* Start *
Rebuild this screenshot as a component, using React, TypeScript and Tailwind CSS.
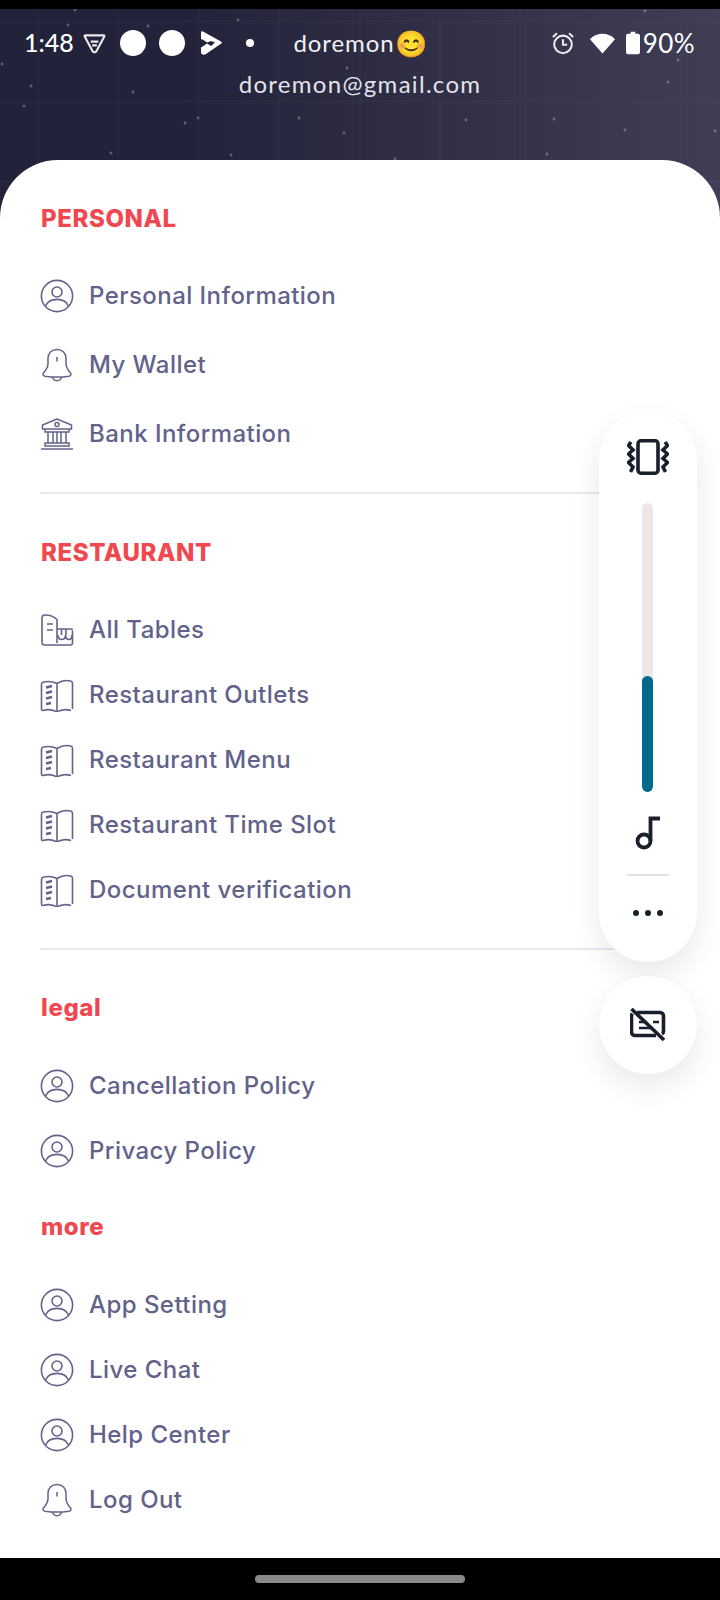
import React from 'react'

const stars = [
  [75, 10], [68, 25], [148, 26], [238, 20], [2, 64], [31, 86], [133, 92], [347, 68], [24, 106], [185, 123],
  [198, 118], [299, 118], [344, 133], [111, 153], [231, 155], [645, 11], [678, 60], [668, 82], [466, 120],
  [554, 119], [625, 130], [715, 131], [547, 154], [395, 159],
]

function HeaderBackdrop() {
  return (
    <svg className="absolute inset-0" width="720" height="211" viewBox="0 9 720 211">
      <defs>
        <linearGradient id="night" x1="0" y1="0" x2="1" y2="0">
          <stop offset="0.25" stopColor="#22223a" />
          <stop offset="1" stopColor="#403e54" />
        </linearGradient>
      </defs>
      <rect x="0" y="9" width="720" height="211" fill="url(#night)" />
      {[38, 118, 199, 279, 360, 440, 520, 601, 681].map((x) => (
        <line key={x} x1={x} y1="9" x2={x} y2="220" stroke="#ffffff" strokeOpacity="0.04" />
      ))}
      {[21, 101, 182].map((y) => (
        <line key={y} x1="0" y1={y} x2="720" y2={y} stroke="#ffffff" strokeOpacity="0.04" />
      ))}
      {stars.map(([x, y]) => (
        <circle key={`${x}-${y}`} cx={x} cy={y} r="1.4" fill="#ffffff" fillOpacity="0.28" />
      ))}
    </svg>
  )
}

function PersonIcon() {
  return (
    <svg width="34" height="34" viewBox="0 0 34 34" fill="none" stroke="#62628a" strokeWidth="1.600">
      <circle cx="17" cy="17" r="15.600" />
      <circle cx="17" cy="13" r="5" />
      <path d="M5.500 27c2-4.600 6-6.600 11.500-6.600S26.500 22.400 28.500 27" />
    </svg>
  )
}

function BellIcon() {
  return (
    <svg width="34" height="34" viewBox="0 0 34 34" fill="none" stroke="#62628a" strokeWidth="1.500">
      <path d="M17 1.500c-5.500 0-9 3.800-9 9v5c0 3.500-1.500 6-4.500 9.500-1 1.500-.5 2.800 1.500 3.200 8 1.200 16 1.200 24 0 2-.4 2.500-1.700 1.500-3.200-3-3.500-4.500-6-4.500-9.500v-5c0-5.200-3.500-9-9-9z" />
      <path d="M12.500 29.200c.5 2.200 2.300 3.500 4.500 3.500s4-1.300 4.500-3.500" />
      <path d="M17 9v4.500" />
    </svg>
  )
}

function BankIcon() {
  return (
    <svg width="34" height="34" viewBox="0 0 34 34" fill="none" stroke="#62628a" strokeWidth="1.500">
      <path d="M17 2 2.500 8v4h29V8z" />
      <circle cx="17" cy="7.500" r="2" />
      <path d="M5 12v3h24v-3M6 15h22M8 15v11M13 15v11M17 15v11M21 15v11M26 15v11M5 26h24v3H5zM1 32h32" />
    </svg>
  )
}

function TablesIcon() {
  return (
    <svg width="34" height="34" viewBox="0 0 34 34" fill="none" stroke="#62628a" strokeWidth="1.600">
      <path d="M2 29.500V5c0-2 1-3 3-3 4 0 9 1.500 12 4.500V30" />
      <path d="M2 29.500C2 31 3 32 4.500 32h26c1.200 0 2-.8 2-2V18M7 11h6M7 17h6" />
      <path d="M17 16h14c.8 0 1.500.7 1.500 1.500" />
      <path d="M18 22c0 3 1.800 4.500 3.800 4.500s3.700-1.500 3.700-4.500c0 3 1.800 4.500 3.500 4.500s3-1.500 3-4.500M21.500 16v6M26 16v6" />
    </svg>
  )
}

function MenuIcon() {
  return (
    <svg width="34" height="34" viewBox="0 0 34 34" fill="none" stroke="#62628a" strokeWidth="1.600">
      <path d="M17 5.500C13 3.500 8 3 3.500 4 2 4.300 1.500 5 1.500 6.500V31c0 1 .5 1.800 1.500 1.500 5-1.500 10-1 14 1.500 4-2.500 9-3 14-1.500M17 5.500c4-2.500 9-3.500 13.500-2.500 1.300.3 2 1 2 2.500V31M17 5.500V34" />
      <path d="M6 9.500l6-1.500M6 15l6-1.500M6 20.500l6-1.500M6 26l5-1" strokeWidth="2.600" />
    </svg>
  )
}

function Item({ icon, label, h }: { icon: React.ReactNode; label: string; h: string }) {
  return (
    <div className={`flex items-center gap-[15px] ${h}`}>
      <span className="flex h-[34px] w-[34px] flex-shrink-0 items-center justify-center">{icon}</span>
      <span className="font-['Inter',sans-serif] text-[24px] font-medium tracking-[0.45px] text-[#62628a]">{label}</span>
    </div>
  )
}

function Heading({ children, className }: { children: React.ReactNode; className: string }) {
  return (
    <h2 className={`flex h-[30px] items-center pl-[1px] font-['Inter',sans-serif] text-[24px] font-extrabold tracking-[0.6px] text-[#ef4850] ${className}`}>
      {children}
    </h2>
  )
}

function StatusBar() {
  return (
    <div className="absolute inset-x-0 top-[10px] flex h-[48px] items-center justify-between px-[25px] font-['Lato',sans-serif] text-[26px] tracking-[0.4px] text-white">
      <div className="flex items-center">
        <span className="-ml-[1px] w-[47px] text-[25px] font-medium tracking-normal">1:48</span>
        <svg className="ml-[12px]" width="23" height="23" viewBox="0 0 24 24" fill="none" stroke="#ffffff" strokeWidth="2.200" opacity="0.9">
          <path d="M2.500 3.500h19c.8 0 1 .6.700 1.300L14 20c-1 1.500-3 1.500-4 0L1.800 4.800c-.3-.7-.1-1.300.7-1.300z" />
          <path d="M8 10h8M9.500 14h5" strokeWidth="2.500" />
        </svg>
        <span className="ml-[14px] h-[26px] w-[26px] rounded-full bg-white" />
        <span className="ml-[13px] h-[26px] w-[26px] rounded-full bg-white" />
        <svg className="ml-[14px]" width="24" height="24" viewBox="0 0 24 24" fill="#ffffff">
          <path d="M2 1.500c0-1 1-1.500 2-1l18 10c1 .6 1 1.500.3 2L7 23c-1 .7-3 1-4.200 0-.8-.6-.8-1.600-.8-2.500v-4l6-4 4 2.500 4-3.500-4-1.500-4 1.500L4.500 9 2 8z" />
        </svg>
        <span className="ml-[23px] h-[8px] w-[8px] rounded-full bg-white" />
      </div>
      <div className="flex items-center">
        <svg width="24" height="24" viewBox="0 0 26 26" fill="none" stroke="#ffffff" strokeWidth="2.200" opacity="0.9">
          <circle cx="13" cy="14.500" r="9.500" />
          <path d="M13 9v6h4.500M2 6.500 6.500 2.500M24 6.500l-4.500-4" />
        </svg>
        <svg className="ml-[14px]" width="27" height="24" viewBox="0 0 28 24" fill="#ffffff">
          <path d="M14 23 1 8c3.500-3.500 8-5.500 13-5.500S23.500 4.500 27 8z" />
        </svg>
        <svg className="ml-[10px]" width="14" height="24" viewBox="0 0 15 24" fill="#ffffff">
          <path d="M5 0h5v2h3c1 0 2 1 2 2v18c0 1-1 2-2 2H2c-1 0-2-1-2-2V4c0-1 1-2 2-2h3z" />
        </svg>
        <span className="ml-[3px]">90%</span>
      </div>
    </div>
  )
}

function VolumePanel() {
  return (
    <div className="absolute left-[599px] top-[412px] flex flex-col items-center gap-[14px]">
      <div className="flex h-[550px] w-[98px] flex-col items-center rounded-full bg-white pt-[27px] shadow-[0_12px_30px_rgba(0,0,0,0.09)]">
        <svg width="42" height="36" viewBox="0 0 42 36" fill="none" stroke="#1a1f2e" strokeWidth="3.600">
          <rect x="11" y="1.800" width="20" height="32.400" rx="3" />
          <path d="M4 3 1.500 6.500 6 11l-4.500 4 4.500 4.500-4.500 4 4.500 4.500L3.500 33M38 3l2.500 3.500L36 11l4.500 4-4.500 4.500 4.500 4L36 28l2.500 5" />
        </svg>
        <div className="mr-[1px] mt-[28px] flex h-[289px] w-[11px] flex-col justify-end overflow-hidden rounded-full bg-[#ece8e5]">
          <div className="h-[116px] rounded-full bg-[#006a8e]" />
        </div>
        <svg className="mt-[24px]" width="28" height="34" viewBox="0 0 28 34" fill="none" stroke="#1a1f2e" strokeWidth="3.800">
          <circle cx="10" cy="25" r="6.500" />
          <path d="M16.500 25V2.500h9.500" />
        </svg>
        <div className="mt-[24px] h-[2px] w-[42px] bg-[#e2e2e2]" />
        <div className="mt-[34px] flex gap-[6px]">
          <span className="h-[6px] w-[6px] rounded-full bg-[#1a1f2e]" />
          <span className="h-[6px] w-[6px] rounded-full bg-[#1a1f2e]" />
          <span className="h-[6px] w-[6px] rounded-full bg-[#1a1f2e]" />
        </div>
      </div>
      <div className="flex h-[98px] w-[98px] items-center justify-center rounded-full bg-white shadow-[0_12px_30px_rgba(0,0,0,0.09)]">
        <svg width="36" height="34" viewBox="0 0 36 34" fill="none" stroke="#1a1f2e" strokeWidth="3.600">
          <path d="M7 4.500H30c2 0 3.500 1.500 3.500 3.500v15c0 1.500-.5 2.500-1.500 3M26 27.500H5c-2 0-3.500-1.500-3.500-3.500V8c0-1 .3-1.800.8-2.500" />
          <path d="M1.500 1 34 32" />
          <path d="M9 14h8M23 14h6M9 20h14" strokeWidth="2.400" />
        </svg>
      </div>
    </div>
  )
}

export default function App() {
  return (
    <div className="relative flex h-[1600px] w-[720px] flex-col overflow-hidden bg-black">
      <div className="h-[9px] flex-shrink-0" />

      {/* Header */}
      <div className="relative h-[211px] flex-shrink-0">
        <HeaderBackdrop />
        <StatusBar />
        <div className="relative flex flex-col items-center pt-[19px] font-['Lato',sans-serif] text-[24px] text-[#f0f0f4]">
          <div className="flex h-[30px] items-center tracking-[0.9px]">
            doremon<span className="text-[26px] tracking-normal">😊</span>
          </div>
          <div className="mt-[11px] h-[30px] leading-[30px] tracking-[1.300px] text-[#e2e2e8]">doremon@gmail.com</div>
        </div>
      </div>

      {/* Menu */}
      <div className="relative -mt-[60px] h-[1398px] flex-shrink-0 rounded-t-[58px] bg-white px-10 pt-[44px]">
        <Heading className="uppercase">Personal</Heading>
        <div className="mt-[27px]">
          <Item h="h-[69px]" icon={<PersonIcon />} label="Personal Information" />
          <Item h="h-[69px]" icon={<BellIcon />} label="My Wallet" />
          <Item h="h-[69px]" icon={<BankIcon />} label="Bank Information" />
        </div>
        <div className="mt-[24px] h-[2px] bg-[#e9e8ef]" />

        <Heading className="mt-[44px] uppercase">Restaurant</Heading>
        <div className="mt-[29px]">
          <Item h="h-[65px]" icon={<TablesIcon />} label="All Tables" />
          <Item h="h-[65px]" icon={<MenuIcon />} label="Restaurant Outlets" />
          <Item h="h-[65px]" icon={<MenuIcon />} label="Restaurant Menu" />
          <Item h="h-[65px]" icon={<MenuIcon />} label="Restaurant Time Slot" />
          <Item h="h-[65px]" icon={<MenuIcon />} label="Document verification" />
        </div>
        <div className="mt-[26px] h-[2px] bg-[#e9e8ef]" />

        <Heading className="mt-[43px]">legal</Heading>
        <div className="mt-[30px]">
          <Item h="h-[65px]" icon={<PersonIcon />} label="Cancellation Policy" />
          <Item h="h-[65px]" icon={<PersonIcon />} label="Privacy Policy" />
        </div>

        <Heading className="mt-[29px]">more</Heading>
        <div className="mt-[30px]">
          <Item h="h-[65px]" icon={<PersonIcon />} label="App Setting" />
          <Item h="h-[65px]" icon={<PersonIcon />} label="Live Chat" />
          <Item h="h-[65px]" icon={<PersonIcon />} label="Help Center" />
          <Item h="h-[65px]" icon={<BellIcon />} label="Log Out" />
        </div>
      </div>

      {/* Nav bar */}
      <div className="flex flex-1 items-center justify-center">
        <div className="h-[8px] w-[210px] rounded-full bg-[#8a8a8a]" />
      </div>

      <VolumePanel />
    </div>
  )
}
* End *
■ Objective ■
Without the pictures, return the listing above from its first line through the line that has "import React from 'react'".

■ Answer in full ■
Rebuild this screenshot as a component, using React, TypeScript and Tailwind CSS.
import React from 'react'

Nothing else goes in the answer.